Did Mike Anderson over-manage a bit in Omaha?
Jose Lima is not a major league pitcher. Then again, I think we knew that 3 years ago.
Did anyone see the line score in the Yankees big come from behind victory over the Devil Rays? Travis Harper of the D-Rays got “Flanagan-ed” by Lou Piniella. He pitched 2/3 of an inning in the 8th, giving up 9 earned runs and raising his ERA to 9.23 for the year, in 40 innings of work. Sweet Lou hung him out to dry and let him soak in his own urine as he continually pissed down his leg. My suspicion is that we will see a transaction involving Mr. Harper’s demotion in the near future.
Randy Johnson seems to be having some minor difficulties with his fastball.
If I understand the Possum correctly, at some point this letter will revert to the mean for average number of words.
Does Chad Cordero get a save EVERY night?
The only swing I have seen that is harder than Vladdy’s is Chuck’s whack at the golf ball with his 7 wood. And Vlad looks better in nurse’s shoes.
Okay, we all know it is Jim Ed’s year.

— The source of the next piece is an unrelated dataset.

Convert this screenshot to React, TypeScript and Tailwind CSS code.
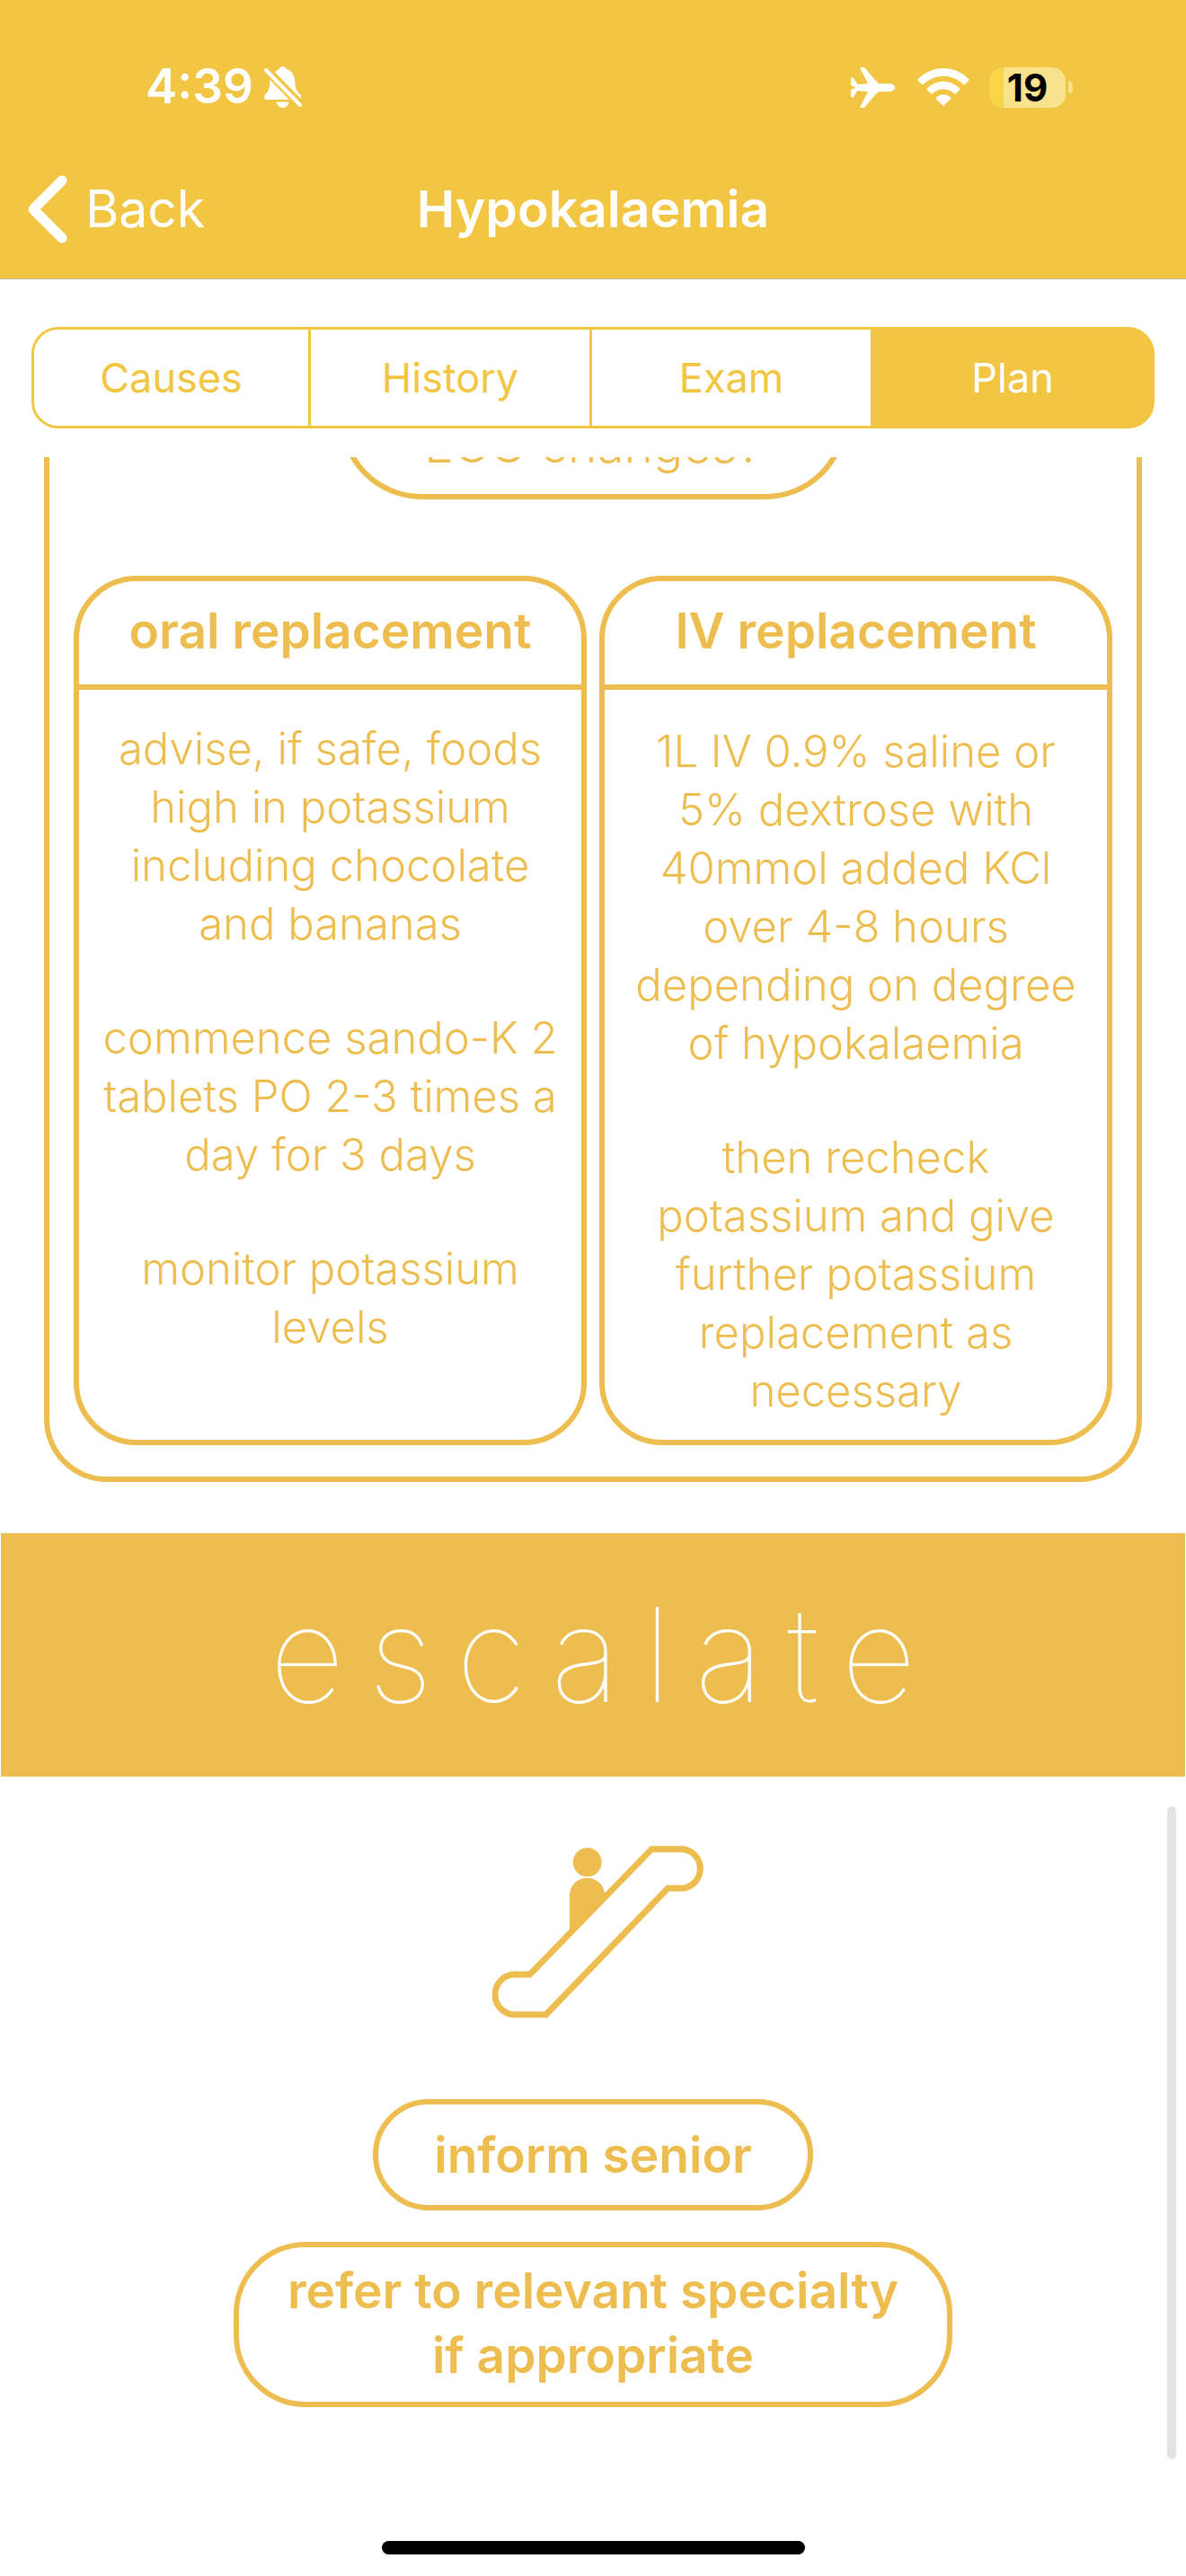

Everyone, please post a note to the Message Board telling him how great his team is, and perhaps we can jinx him to regress back to the pack (reversion to the mean? median? mode?). All the great ones get their championships eventually, and this year is JB’s time to stand in the spotlight. With Phil Mickelson having won his majors and Roy Williams grabbing his first NCAA title, JB is trying to shed that tag of “greatest not to win the big one” that hangs around his neck like Eminem’s bling- bling. You kin write it down, fellas, and you kin look I up; this is the year we get black and gold t-shirts from the Champ.
To close, I thought it appropriate to include a little ditty on each of your teams, in thirty words or less, along with your Itchie-assigned position of finish:
Finally, while Scott’s wedding may have been the biggest sneak since the Japs snuck bombed us at Pearl Harbor, he couldn’t escape the Paparazzi on his honeymoon. I have attached a copy of a photo that was taken of Fatty SK and his new bride as they celebrated poolside. I’m sure you’ll enjoy this proof that money really can get you anything you want. Congratulations to the newlyweds.